_Stated task_
Check every line below for the word "this" and copy each one that has it.
-*-
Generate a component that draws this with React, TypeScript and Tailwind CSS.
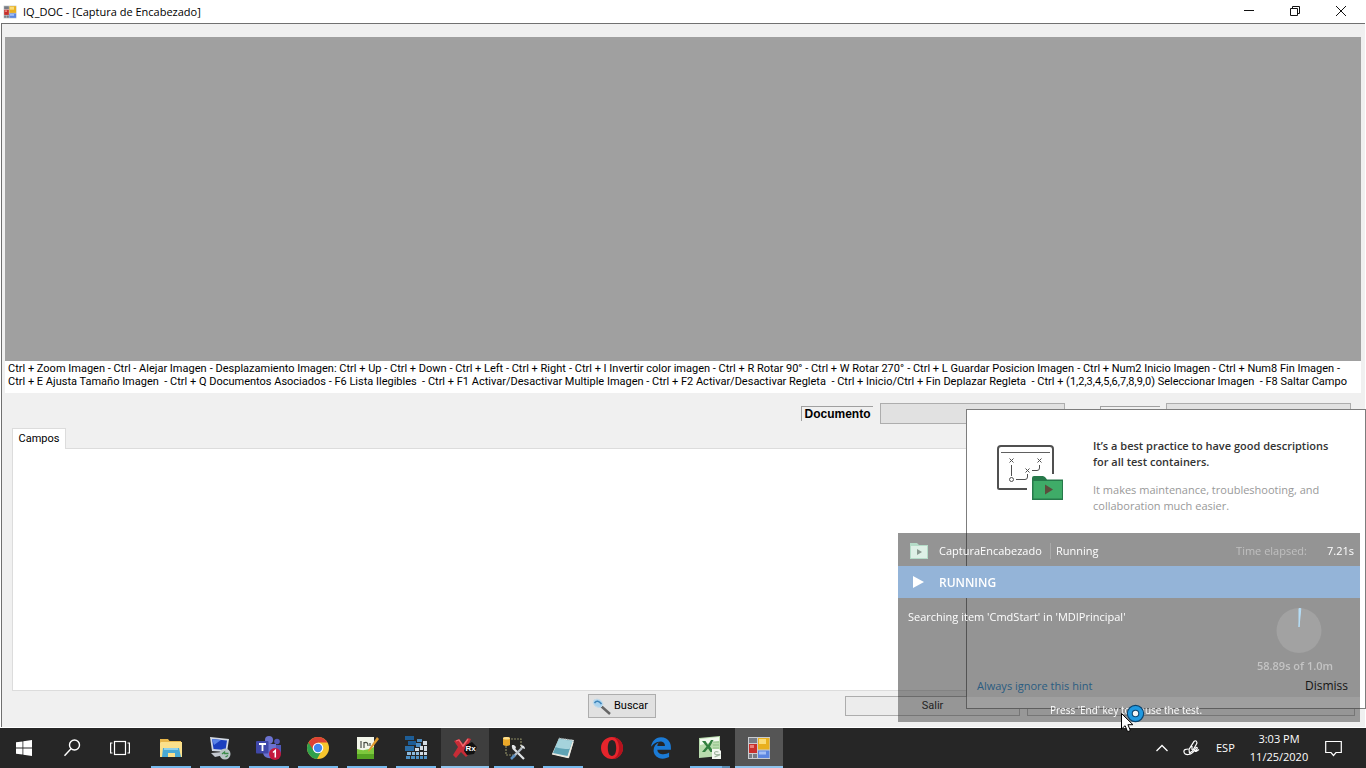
import type { ReactNode } from "react";
import { FaEdgeLegacy } from "react-icons/fa";

const shortcutsTop = [
  "Ctrl + Zoom Imagen - Ctrl - Alejar Imagen",
  "- Desplazamiento Imagen: Ctrl + Up - Ctrl + Down - Ctrl + Left - Ctrl + Right",
  "- Ctrl + I Invertir color imagen - Ctrl + R Rotar 90° - Ctrl + W Rotar 270°",
  "- Ctrl + L Guardar Posicion Imagen",
  "- Ctrl + Num2 Inicio Imagen - Ctrl + Num8 Fin Imagen -",
];

const shortcutsBottom = [
  "Ctrl + E Ajusta Tamaño Imagen",
  "- Ctrl + Q Documentos Asociados - F6 Lista Ilegibles",
  "- Ctrl + F1 Activar/Desactivar Multiple Imagen - Ctrl + F2 Activar/Desactivar Regleta",
  "- Ctrl + Inicio/Ctrl + Fin Deplazar Regleta",
  "- Ctrl + (1,2,3,4,5,6,7,8,9,0) Seleccionar Imagen",
  "- F8 Saltar Campo",
];

function FormsIcon({ className }: { className: string }) {
  return (
    <svg className={className} viewBox="0 0 24 24" aria-hidden="true">
      <rect x="1" y="1" width="22" height="22" fill="#c9ccd0" />
      <path d="M2 2h8v5H2zM2 18h3v4H2zM6 18h4v4H6z" fill="#777c84" />
      <rect x="2" y="8" width="8" height="9" fill="#c8302c" />
      <rect x="3" y="9" width="4" height="3" fill="#e8807a" />
      <rect x="11" y="2" width="11.500" height="11.500" fill="#e9b01f" />
      <rect x="12" y="3" width="7" height="5" fill="#fbdc76" />
      <rect x="11" y="14.500" width="11.500" height="7.500" fill="#5c86e0" />
      <rect x="12" y="15.500" width="7" height="3" fill="#a3bff5" />
    </svg>
  );
}

function SearchIcon() {
  return (
    <svg className="size-5" viewBox="0 0 20 20" fill="none" stroke="#fff" strokeWidth="1.400" aria-hidden="true">
      <circle cx="12.500" cy="7" r="5" />
      <path d="M9 10.800 2.500 17.800" />
    </svg>
  );
}

function TaskViewIcon() {
  return (
    <svg className="size-5" viewBox="0 0 20 20" fill="none" stroke="#fff" strokeWidth="1.200" aria-hidden="true">
      <rect x="4.500" y="3.500" width="11" height="13" />
      <path d="M2.500 5H.6v10h1.900M17.500 5h1.900v10h-1.900" />
    </svg>
  );
}

function ExplorerIcon() {
  return (
    <svg className="size-6" viewBox="0 0 24 24" aria-hidden="true">
      <path d="M1 3h8l1.500 2H22v15H1z" fill="#e8b64a" />
      <path d="M2 6h21v15H1V7z" fill="#fbe08b" />
      <path d="M4 12h16l2 9h-6v-4H9v4H3z" fill="#49a9d4" />
      <path d="M5 12h14v2H5z" fill="#8ed0ea" />
    </svg>
  );
}

function RemoteIcon() {
  return (
    <svg className="size-6" viewBox="0 0 24 24" aria-hidden="true">
      <path d="m2 1 19 2-2 13-15-1z" fill="#d2d9e4" />
      <path d="m4 3 15 1.500-1.500 9.500L5.500 13z" fill="#1b3fbf" />
      <path d="m4 3 9 .9L6 9z" fill="#5a84e8" />
      <path d="m3 17 12-1 1 3-9 2z" fill="#c4c9d0" />
      <circle cx="17" cy="18" r="5.500" fill="#b9c4c6" />
      <path d="m14 18 2.500-2v1.500h4M20 19.500 17.500 21" fill="none" stroke="#3d8c4b" strokeWidth="1.300" />
    </svg>
  );
}

function TeamsIcon() {
  return (
    <svg className="h-6 w-7" viewBox="0 0 28 24" aria-hidden="true">
      <circle cx="14" cy="4" r="4" fill="#6b72d0" />
      <circle cx="22" cy="5.500" r="2.800" fill="#5158b8" />
      <path d="M17 9h9v8q-2 4-6 3z" fill="#5158b8" />
      <path d="M8 8h13v10q-3 5-8 4-5-1-5-6z" fill="#6b72d0" />
      <rect x="1" y="5" width="12.500" height="12.500" rx="1" fill="#3f47a8" />
      <path d="M4 8h7M7.500 8v7" stroke="#fff" strokeWidth="1.800" />
      <circle cx="20" cy="18" r="6" fill="#c4183c" />
      <path d="m18 16.500 2.300-2V21.500" fill="none" stroke="#fff" strokeWidth="1.500" />
    </svg>
  );
}

function ChromeIcon() {
  return (
    <svg className="size-6" viewBox="0 0 24 24" aria-hidden="true">
      <circle cx="12" cy="12" r="11" fill="#f7c52d" />
      <path d="M12 12 2.500 6.500A11 11 0 0 0 11 23l4.500-8z" fill="#2fa04c" />
      <path d="M2.500 6.500A11 11 0 0 1 21.500 6.500H12L7.500 14.500z" fill="#dd4235" />
      <circle cx="12" cy="12" r="5.300" fill="#fff" />
      <circle cx="12" cy="12" r="4.200" fill="#4286f0" />
    </svg>
  );
}

function NotepadPlusIcon() {
  return (
    <svg className="size-6" viewBox="0 0 24 24" aria-hidden="true">
      <path d="M2 1h17v22H2z" fill="#f3f6ea" />
      <path d="M2 13q8 3 17-2v12H2z" fill="#7dc83d" />
      <path d="M2 18h17v5H2z" fill="#55a323" />
      <path d="M6 5v7M9 12V6M9 7q4-2 4 3M15 7v3" fill="none" stroke="#4b4f45" strokeWidth="1.200" />
      <path d="m22 1-8 12-1 3 2.500-2L24 3z" fill="#e09a2c" />
    </svg>
  );
}

function FirewallIcon() {
  return (
    <svg className="size-6" viewBox="0 0 24 24" aria-hidden="true">
      <path d="M1 0h9v4H1zM4 5h8v4H4z" fill="#1d5d96" />
      <path d="M13 3h5v3h-5zM12 7h5v4h-5z" fill="#4e8cbf" />
      <path d="M1 10h9v5H1z" fill="#2a6da6" />
      <path d="M11 12h4v3h-4zM16 10h3v4h-3zM19 5h4v4h-4zM20 10h3v5h-3zM16 16h3v3h-3zM20 16h3v3h-3z" fill="#d5dde4" />
      <path d="M3 16h4v3H3zM8 16h3v3H8zM12 16h3v3h-3z" fill="#8ebbdd" />
      <path d="M2 20h4v3H2zM7 20h4v3H7zM12 20h3v3h-3zM16 20h3v3h-3zM20 20h3v3h-3z" fill="#4d91c6" />
    </svg>
  );
}

function RanorexIcon() {
  return (
    <svg className="size-6" viewBox="0 0 24 24" aria-hidden="true">
      <path d="m1 5 5-2 4 5 5-6 3 1-4 9 3 5-4 4-5-5-5 6-3-3 5-8z" fill="#c72c36" />
      <path d="m3 5 3-1 4 6 5-7" fill="none" stroke="#ef6a70" strokeWidth="1.300" />
      <path d="m13 9 6-3 5 5-3 7-7 1-3-4z" fill="#111" />
      <text x="17.500" y="15" textAnchor="middle" className="font-['Liberation_Sans'] text-[8px] font-bold" fill="#fff">
        Rx
      </text>
    </svg>
  );
}

function SqlToolsIcon() {
  return (
    <svg className="size-6" viewBox="0 0 24 24" aria-hidden="true">
      <path d="M9 3h10v9M4 10v9h7" fill="none" stroke="#8b8a63" strokeWidth="1.200" strokeDasharray="2 1" />
      <path d="M1 2q3.500-2 7 0v7q-3.500 2-7 0z" fill="#eba829" />
      <ellipse cx="4.500" cy="2.300" rx="3.500" ry="1.300" fill="#ffe08c" />
      <path d="m11 12 11 11" stroke="#e2e5e8" strokeWidth="2.200" />
      <path d="m20 12-9 9" stroke="#b4bcc4" strokeWidth="2.400" />
      <path d="m18 9 2 3 3 1q0-4-5-4zM10 9q-1 4 3 5l1-3-2-2z" fill="#e2e5e8" />
      <path d="m13 19-4 4" stroke="#5d8fc0" strokeWidth="2.500" />
    </svg>
  );
}

function NotebookIcon() {
  return (
    <svg className="size-6" viewBox="0 0 24 24" aria-hidden="true">
      <path d="m8 2 15 2-5 18L1 18z" fill="#dbe4e4" />
      <path d="m8 3 13.500 2-5 15L2 17z" fill="#5fa3b4" />
      <path d="m8 3 13.500 2-3 8Q10 13 4.500 11z" fill="#a5d3dc" />
      <path d="m8 2 14 2" stroke="#7c8b8f" strokeWidth="1" strokeDasharray="1 1" />
      <path d="M1 18 17 21.500 22 6" fill="none" stroke="#f0ece0" strokeWidth="1.200" />
    </svg>
  );
}

function OperaIcon() {
  return (
    <svg className="size-6" viewBox="0 0 24 24" aria-hidden="true">
      <path fillRule="evenodd" d="M12 1C5.500 1 1 6 1 12s4.500 11 11 11 11-5 11-11S18.500 1 12 1m0 3c2.800 0 4.200 3.600 4.200 8s-1.400 8-4.200 8-4.200-3.600-4.200-8S9.200 4 12 4" fill="#e5252c" />
      <path d="M12 1c6.500 0 11 5 11 11s-4.500 11-11 11c4.500-.5 7-5.500 7-11S16.500 1.500 12 1" fill="#b5121d" />
    </svg>
  );
}

function ExcelIcon() {
  return (
    <svg className="size-6" viewBox="0 0 24 24" aria-hidden="true">
      <path d="M1 2 22 0v20L1 22z" fill="#b9dcae" />
      <path d="m2 3 19-2v4L2 9z" fill="#f2f9ee" />
      <path d="M15 6h6M15 9h6M15 12h6" stroke="#8fbd86" strokeWidth="1.200" />
      <path d="M4 5h3.500L10 9l3-5h2.500L12 10.500l4 5.500h-3.500L10 12.500 7 16H4l4.500-5.500z" fill="#327f3f" />
      <path d="M14 13h7l2 2v8h-9z" fill="#f4f8f2" />
      <path d="M20.500 16q-4-1-4 1t4 1.500-4 2.500" fill="none" stroke="#a3b8a3" strokeWidth="1.200" />
    </svg>
  );
}

type TaskItem = { name: string; icon: ReactNode; line: string; button: string };

const idle = "flex h-10 w-12 items-center justify-center relative";
const openLine = "absolute bottom-0 left-1 h-[2px] w-10 bg-[#76b9ed]";
const fullLine = "absolute bottom-0 left-0 h-[2px] w-12 bg-[#8fc3ec]";

const tasks: TaskItem[] = [
  { name: "Explorador", icon: <ExplorerIcon />, line: openLine, button: idle },
  { name: "Escritorio remoto", icon: <RemoteIcon />, line: openLine, button: idle },
  { name: "Teams", icon: <TeamsIcon />, line: openLine, button: idle },
  { name: "Chrome", icon: <ChromeIcon />, line: openLine, button: idle },
  { name: "Notepad++", icon: <NotepadPlusIcon />, line: openLine, button: idle },
  { name: "Firewall", icon: <FirewallIcon />, line: openLine, button: idle },
  { name: "Ranorex", icon: <RanorexIcon />, line: fullLine, button: "flex h-10 w-12 items-center justify-center relative bg-[#3e3e3e]" },
  { name: "SQL", icon: <SqlToolsIcon />, line: openLine, button: idle },
  { name: "Cuaderno", icon: <NotebookIcon />, line: openLine, button: idle },
  { name: "Opera", icon: <OperaIcon />, line: "hidden", button: idle },
  { name: "Edge", icon: <FaEdgeLegacy className="size-[22px] text-[#1b7bd6]" />, line: "hidden", button: idle },
  { name: "Excel", icon: <ExcelIcon />, line: "absolute bottom-0 left-1 h-[2px] w-10 border-r-8 border-[#5a8db5] bg-[#76b9ed]", button: idle },
  { name: "IQ_DOC", icon: <FormsIcon className="size-6" />, line: fullLine, button: "flex h-10 w-12 items-center justify-center relative bg-[#555]" },
];

function TitleBar() {
  return (
    <header className="flex h-[23px] items-center bg-white pr-[2px] pl-[3px]">
      <FormsIcon className="size-[14px]" />
      <h1 className="ml-[6px] flex-1 font-['Open_Sans',sans-serif] text-[11px] leading-4">IQ_DOC - [Captura de Encabezado]</h1>
      <button aria-label="Minimizar" className="flex h-5 w-[46px] items-center justify-center">
        <svg className="size-3" viewBox="0 0 12 12" stroke="#111"><path d="M1 4.500h10" /></svg>
      </button>
      <button aria-label="Restaurar" className="flex h-5 w-[46px] items-center justify-center">
        <svg className="size-3" viewBox="0 0 12 12" fill="none" stroke="#111"><path d="M1.500 2.500h7v7h-7zM3.500 2.500v-2h7v7h-2" /></svg>
      </button>
      <button aria-label="Cerrar" className="flex h-5 w-[46px] items-center justify-center">
        <svg className="size-3" viewBox="0 0 12 12" stroke="#111"><path d="m1 0 10 10M11 0 1 10" /></svg>
      </button>
    </header>
  );
}

function Hint() {
  return (
    <aside className="fixed right-0 bottom-[59px] flex min-h-[300px] w-[400px] flex-col border border-[#7d7d7d] bg-white pt-7 pr-[17px] pb-[14px] pl-[10px] text-[11px] leading-4">
      <div className="flex pl-5">
        <svg className="mt-[7px] h-14 w-[67px] shrink-0" viewBox="0 0 67 56" fill="none" aria-hidden="true">
          <path d="M30 44H2.500Q1 44 1 42.500V4q0-3 3-3h49q3 0 3 3v25" stroke="#505050" strokeWidth="2" />
          <path d="M4 7.500h49" stroke="#606060" strokeWidth="1.200" />
          <path d="m12.500 13.500 4 4m0-4-4 4M40.500 13.500l4 4m0-4-4 4M28.500 23.500l4 4m0-4-4 4" stroke="#505050" />
          <path d="M14.500 20v11M42.500 20v3q0 2.500-2.500 2.500h-5M30.500 29v3q0 2.500-2.500 2.500h-9" stroke="#505050" />
          <circle cx="14.500" cy="34.500" r="2" stroke="#505050" />
          <path d="M35 33q0-2 2-2h9q2 0 4 3.500h16V55H35z" fill="#26794a" />
          <path d="M36.500 36H65v17.500H36.500z" fill="#3fac68" />
          <path d="m48 39.500 8 5-8 5z" fill="#5c4d3c" />
        </svg>
        <div className="ml-[29px] whitespace-nowrap">
          <h2 className="font-semibold text-[#333]">It’s a best practice to have good descriptions<br />for all test containers.</h2>
          <p className="mt-3 text-[#999]">It makes maintenance, troubleshooting, and<br />collaboration much easier.</p>
        </div>
      </div>
      <div className="mt-auto flex justify-between">
        <a href="#ignore" className="text-[#2a8fd8]">Always ignore this hint</a>
        <button className="text-[12px] text-black">Dismiss</button>
      </div>
    </aside>
  );
}

function RunnerOverlay() {
  return (
    <section className="fixed right-[6px] bottom-[46px] w-[462px] text-[11px] leading-4 text-white">
      <div className="flex h-[33px] items-center bg-[#2a2a2a]/50 pt-0.5 pr-[6px] pl-3">
        <svg className="h-[17px] w-[18px]" viewBox="0 0 18 17" aria-hidden="true">
          <path d="M0 1h7l2 2h9v14H0z" fill="#b5dcc8" />
          <path d="M1 4h16v12H1z" fill="#def0e6" />
          <path d="m7 7 5 3-5 3z" fill="#8a9a90" />
        </svg>
        <span className="ml-[11px] w-[112px] border-r border-white/20">CapturaEncabezado</span>
        <span className="ml-[5px]">Running</span>
        <span className="ml-auto text-[#c0c0c0]">Time elapsed:</span>
        <span className="ml-5">7.21s</span>
      </div>
      <div className="flex h-8 items-center bg-[#94b4d8] pt-0.5 pl-[14px] text-[12px] font-semibold">
        <svg className="-mt-0.5 h-3 w-3" viewBox="0 0 12 12" fill="#fff" aria-hidden="true"><path d="M1 0v12l11-6z" /></svg>
        <span className="ml-[15px]">RUNNING</span>
      </div>
      <div className="flex h-[99px] justify-between bg-[#2a2a2a]/50 pt-[11px] pr-[27px] pl-[10px]">
        <p>Searching item 'CmdStart' in 'MDIPrincipal'</p>
        <div className="flex flex-col items-end">
          <svg className="-mt-px mr-[11px] size-[46px]" viewBox="0 0 46 46" aria-hidden="true">
            <circle cx="23" cy="22.500" r="22.500" fill="#a2a2a2" />
            <path d="M23 19V.5h1.800z" fill="#b5dcf5" stroke="#b5dcf5" />
          </svg>
          <span className="mt-1 font-semibold text-[#c4c4c4]">58.89s of 1.0m</span>
        </div>
      </div>
      <div className="flex h-[25px] items-center justify-center bg-[#404040]/50 pr-[6px] text-[10px]">Press 'End' key to pause the test.</div>
    </section>
  );
}

function BusyCursor() {
  return (
    <svg className="fixed right-[221px] bottom-9 h-7 w-6" viewBox="0 0 24 28" aria-hidden="true">
      <circle cx="14.500" cy="9.500" r="5.700" fill="#f4f4f4" stroke="#0b4570" strokeWidth="6" />
      <circle cx="14.500" cy="9.500" r="5.700" fill="none" stroke="#2199e0" strokeWidth="3.800" />
      <path d="M.5 9.500v15.500l3.600-3.300 2.500 6 2.800-1.200-2.500-5.800h5z" fill="#fff" stroke="#000" />
    </svg>
  );
}

export default function App() {
  return (
    <div className="flex min-h-screen flex-col bg-white font-['Roboto',sans-serif] text-[11px] text-black">
      <TitleBar />
      <main className="mr-px ml-px mb-px flex flex-1 flex-col border-t border-l border-[#707070] bg-[#f0f0f0] pt-[13px] pr-1 pl-[3px]">
        <div className="flex-1 bg-[#a0a0a0]" />
        <div className="h-8 bg-white pt-px pl-[3px] leading-[13px] whitespace-nowrap">
          <p className="mr-[21px] flex justify-between">
            {shortcutsTop.map((s) => <span key={s}>{s}</span>)}
          </p>
          <p className="mr-[14px] flex justify-between">
            {shortcutsBottom.map((s) => <span key={s}>{s}</span>)}
          </p>
        </div>
        <div className="mt-[10px] flex h-[21px] items-center justify-end pr-[10px]">
          <label htmlFor="documento" className="h-[15px] w-[72px] border-t border-l border-[#a0a0a0] text-center font-['Liberation_Sans',sans-serif] text-[12px] leading-[15px] font-bold">Documento</label>
          <button id="documento" className="ml-[7px] h-[21px] w-[185px] border border-[#adadad] bg-[#e1e1e1]" />
          <span className="ml-[35px] h-[15px] w-[60px] border-t border-l border-[#a0a0a0]" />
          <button aria-label="Lote" className="ml-[6px] h-[21px] w-[185px] border border-[#adadad] bg-[#e1e1e1]" />
        </div>
        <div role="tablist" className="mt-1 flex pl-[7px]">
          <button role="tab" aria-selected="true" className="z-10 -mb-px h-[21px] w-[54px] border border-b-0 border-[#dcdcdc] bg-white leading-4">Campos</button>
        </div>
        <div role="tabpanel" className="mx-[7px] h-[243px] border border-[#dcdcdc] bg-white" />
        <div className="mt-[3px] mb-[9px] flex h-6 items-center justify-end pr-[6px]">
          <button className="flex h-6 w-[68px] items-center border border-[#adadad] bg-[#e1e1e1] pl-[3px]">
            <svg className="h-[17px] w-5" viewBox="0 0 20 17" aria-hidden="true">
              <path d="m9 8 9 8" stroke="#666" strokeWidth="2.500" />
              <path d="M1 5q0-4 4-4 6 1 6 6-2 4-6 2Q2 8 1 5z" fill="#a9d2ee" stroke="#c5dbe9" />
              <path d="M2.500 5q3-4 7 1" fill="none" stroke="#3c83b8" strokeWidth="1.500" />
            </svg>
            <span className="ml-[2px]">Buscar</span>
          </button>
          <button className="ml-[189px] h-5 w-[175px] border border-[#adadad] bg-[#ececec]">Salir</button>
          <button aria-label="Guardar" className="ml-[7px] h-5 w-[328px] border border-[#adadad] bg-[#ececec]" />
        </div>
      </main>
      <footer className="flex h-10 items-center bg-[#262626] font-['Open_Sans',sans-serif] text-white">
        <button aria-label="Inicio" className="flex h-10 w-12 items-center justify-center">
          <svg className="size-4" viewBox="0 0 16 16" fill="#fff" aria-hidden="true">
            <path d="M0 2.300 6.500 1.400v6.200H0zM7.300 1.300 16 0v7.600H7.300zM0 8.400h6.500v6.200L0 13.700zM7.300 8.400H16V16l-8.700-1.200z" />
          </svg>
        </button>
        <button aria-label="Buscar" className="flex h-10 w-12 items-center justify-center"><SearchIcon /></button>
        <button aria-label="Vista de tareas" className="flex h-10 w-12 items-center justify-center"><TaskViewIcon /></button>
        <nav className="ml-[3px] flex gap-px">
          {tasks.map((t) => (
            <button key={t.name} aria-label={t.name} className={t.button}>
              {t.icon}
              <span className={t.line} />
            </button>
          ))}
        </nav>
        <div className="ml-auto flex items-center">
          <svg className="h-3 w-[14px]" viewBox="0 0 14 12" fill="none" stroke="#fff" strokeWidth="1.300" aria-hidden="true"><path d="m1.500 9 5.500-5.500L12.500 9" /></svg>
          <svg className="ml-[14px] size-[17px]" viewBox="0 0 17 17" fill="none" stroke="#fff" strokeWidth="1.200" aria-hidden="true">
            <path d="m6.500 13-.5-3.500L11 1.500q1.500-1.500 2.500 0t0 2.500L9.500 11zM9 6v4" />
            <path d="M5.500 9Q.8 9 .9 11.500 1.200 15 5.500 14.500 10 13.500 11.500 10q1.500-3.500 2.500-2.500t-1.800 3.500q-.2 1.500 3.800-1.500" />
          </svg>
          <span className="ml-4 w-5 whitespace-nowrap">ESP</span>
          <time className="ml-3 w-[62px] text-center leading-[18px] whitespace-nowrap">3:03 PM<br />11/25/2020</time>
          <svg className="mr-6 ml-[15px] size-[17px]" viewBox="0 0 17 17" fill="none" stroke="#fff" strokeWidth="1.200" aria-hidden="true">
            <path d="M.7 1.500h15.600v11H11L8.500 15.500 6 12.500H.7z" />
          </svg>
        </div>
      </footer>
      <div className="font-['Open_Sans',sans-serif]">
        <Hint />
        <RunnerOverlay />
        <BusyCursor />
      </div>
    </div>
  );
}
-*-
_Response to the task_
Generate a component that draws this with React, TypeScript and Tailwind CSS.
        <a href="#ignore" className="text-[#2a8fd8]">Always ignore this hint</a>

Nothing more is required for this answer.